The TUC was thrown into panic: the government had now posed the strike in terms of state power, something they had never dreamed of. The leading Labour MP and trade unionist JR Clynes and his colleagues sought audience with Baldwin ‘to plead, almost on our knees, for a less cruel arbitration’. Baldwin dismissed them out of hand.

The first day of the strike, involving transport, printing, industrial, building and power workers, was solid. By the third day of the strike, the problem for the unions was to keep those workers scheduled for a second wave of action – shipyard, textile and light industry workers – at work. Meanwhile, local Councils of Action were taking over the arrangement of supplies. Mass pickets ‘arrested’ those suspected of breaking the strike or moving goods illicitly, impounding their vehicles. Road and rail transport ground to a halt; on Tyneside, the OMS had to negotiate with the strike committee to unload food supplies, agreeing completely to their conditions.

As control of the strike slipped from their grasp, the TUC accelerated moves to end it, entering into discussions on 8 May, once more behind the back of the miners.
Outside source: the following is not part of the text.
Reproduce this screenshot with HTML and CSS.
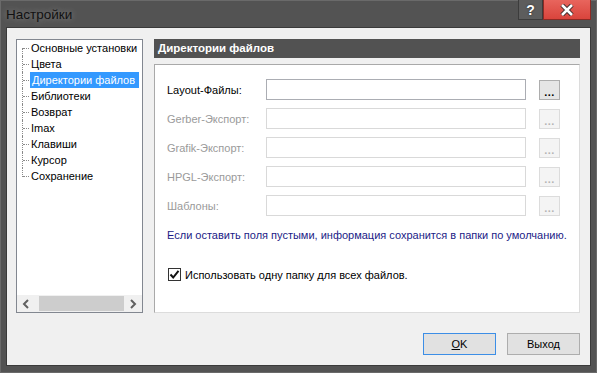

On 11 May, the TUC accepted a rehash of the Samuel Report. The MFGB rejected the terms, but gave space to the General Council to call off the strike. The next day, a deputation from the General Council went cap in hand to Downing Street to announce that the ‘General Strike is to be terminated forthwith in order that negotiations may proceed’.

This surrender was received with consternation; protest meetings were held up and down the country. Throughout, the strike had been solid. The Communist Party and its allies had played a leading role in the Councils of Action and mass pickets: of some 2,500 arrests, over 1,000 were of Communist Party members. As in 1921, however, the miners were abandoned and eventually forced back to work, defeated. The TUC was now free to move to isolate and finally crush the Minority Movement.